1. I think it's time to put my ADHD and my over-abundant creativity to good use. I think I want to be famous. But not INFAMOUS. I want to be a singer/songwriter/performer. And, I don't think there's anything that can stop me. I have ambition. I have charisma. I have a genuine love of pleasing people and making them come back for more. I am constantly inspired by music, of any genre. And, I don't want to be stereotyped. It sounds corny, but I do want to inspire others. I want to be able to be myself, but at the same time not care what people think about me. And, I want to travel the world. :)

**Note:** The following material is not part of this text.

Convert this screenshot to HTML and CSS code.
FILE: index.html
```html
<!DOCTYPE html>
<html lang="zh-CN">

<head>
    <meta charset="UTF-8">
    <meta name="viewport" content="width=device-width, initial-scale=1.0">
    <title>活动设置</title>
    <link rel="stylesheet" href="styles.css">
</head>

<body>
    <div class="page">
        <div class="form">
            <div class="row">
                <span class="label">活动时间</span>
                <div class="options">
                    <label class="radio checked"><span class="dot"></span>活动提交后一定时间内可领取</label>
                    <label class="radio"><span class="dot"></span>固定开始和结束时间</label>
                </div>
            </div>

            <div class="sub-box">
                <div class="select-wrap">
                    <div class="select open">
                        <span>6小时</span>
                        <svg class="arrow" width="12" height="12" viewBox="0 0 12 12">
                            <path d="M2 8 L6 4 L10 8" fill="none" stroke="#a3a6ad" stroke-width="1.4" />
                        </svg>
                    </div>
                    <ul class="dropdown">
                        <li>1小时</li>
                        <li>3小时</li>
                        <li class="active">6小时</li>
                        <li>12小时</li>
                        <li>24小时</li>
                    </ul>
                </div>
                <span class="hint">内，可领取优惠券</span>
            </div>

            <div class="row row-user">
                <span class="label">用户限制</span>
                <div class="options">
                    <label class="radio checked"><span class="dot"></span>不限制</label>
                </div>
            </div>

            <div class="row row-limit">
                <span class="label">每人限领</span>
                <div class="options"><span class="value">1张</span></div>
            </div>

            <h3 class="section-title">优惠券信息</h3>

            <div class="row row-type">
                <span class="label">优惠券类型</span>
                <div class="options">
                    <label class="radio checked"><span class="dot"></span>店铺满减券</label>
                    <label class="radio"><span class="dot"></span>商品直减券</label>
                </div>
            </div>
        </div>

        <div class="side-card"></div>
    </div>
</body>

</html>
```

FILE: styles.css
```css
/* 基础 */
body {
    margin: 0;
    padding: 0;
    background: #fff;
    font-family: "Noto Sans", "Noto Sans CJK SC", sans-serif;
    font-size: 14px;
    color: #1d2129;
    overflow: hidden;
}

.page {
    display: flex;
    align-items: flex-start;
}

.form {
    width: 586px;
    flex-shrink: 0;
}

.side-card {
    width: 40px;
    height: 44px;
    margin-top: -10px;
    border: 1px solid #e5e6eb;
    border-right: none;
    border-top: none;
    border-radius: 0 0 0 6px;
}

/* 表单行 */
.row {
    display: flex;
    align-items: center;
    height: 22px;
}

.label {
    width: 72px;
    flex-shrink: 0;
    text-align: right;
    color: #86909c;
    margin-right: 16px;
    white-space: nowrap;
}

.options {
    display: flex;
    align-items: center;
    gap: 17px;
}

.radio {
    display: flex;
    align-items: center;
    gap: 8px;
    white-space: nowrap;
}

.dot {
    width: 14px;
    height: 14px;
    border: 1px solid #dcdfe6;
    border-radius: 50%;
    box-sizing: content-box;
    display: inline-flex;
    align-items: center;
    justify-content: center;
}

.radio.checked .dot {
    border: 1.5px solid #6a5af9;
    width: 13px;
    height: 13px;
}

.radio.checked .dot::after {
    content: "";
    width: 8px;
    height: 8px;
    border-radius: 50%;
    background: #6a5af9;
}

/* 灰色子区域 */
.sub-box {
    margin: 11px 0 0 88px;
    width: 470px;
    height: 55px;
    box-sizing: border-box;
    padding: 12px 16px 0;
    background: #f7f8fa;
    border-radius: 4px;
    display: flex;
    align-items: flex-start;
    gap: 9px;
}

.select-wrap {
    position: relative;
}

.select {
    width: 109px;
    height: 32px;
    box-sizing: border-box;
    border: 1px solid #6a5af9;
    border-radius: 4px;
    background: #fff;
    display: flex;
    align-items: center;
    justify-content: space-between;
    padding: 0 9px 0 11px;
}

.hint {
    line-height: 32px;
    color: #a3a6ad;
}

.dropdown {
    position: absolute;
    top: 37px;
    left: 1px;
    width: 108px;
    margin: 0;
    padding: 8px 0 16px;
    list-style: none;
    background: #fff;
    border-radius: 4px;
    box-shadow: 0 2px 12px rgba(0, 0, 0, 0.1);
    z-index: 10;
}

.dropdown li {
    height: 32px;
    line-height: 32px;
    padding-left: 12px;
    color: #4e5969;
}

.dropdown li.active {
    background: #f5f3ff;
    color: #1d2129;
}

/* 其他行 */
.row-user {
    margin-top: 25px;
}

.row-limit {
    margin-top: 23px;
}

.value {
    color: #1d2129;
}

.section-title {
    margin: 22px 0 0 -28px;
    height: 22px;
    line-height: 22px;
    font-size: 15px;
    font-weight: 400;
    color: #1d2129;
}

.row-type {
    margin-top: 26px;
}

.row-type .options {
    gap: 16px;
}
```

2. I don't want to fall in love. I hate boys. I hate girls. I know I sound contradictory. But let me explain. I hate people, I really do. But I still want to please them, and make them happy. It seems like a very selfish thing to say, and you would be right in assuming so. I don't like people. I just want to make them happy so it's easier to associate with them. So, therefore, I don't want to fall in love. In fact, I think it's impossible for me to do so. Fuck buddies actually don't seem like that bad of an idea. No commitment required. No broken hearts. A lot of emotions saved. STDs, maybe. But there are worse things that could happen. ANYWAYS. I feel more comfortable being alone anyways. People seem to be an inconvenience to me anyway. I may be depressed when I'm alone, but at least I have the freedom to be myself. Why do I hate people? Probably for the same reason I hate myself. They are unpredictable, retarded, not very useful, and have many moods.
3.I want to do something bad. I want to be mischievous. Not harmful to others, but something that lets people know that you don't fuck with me. Something.. badass.
19.3.10
Aspirations. (It's cold. And I'm not wearing any pants.)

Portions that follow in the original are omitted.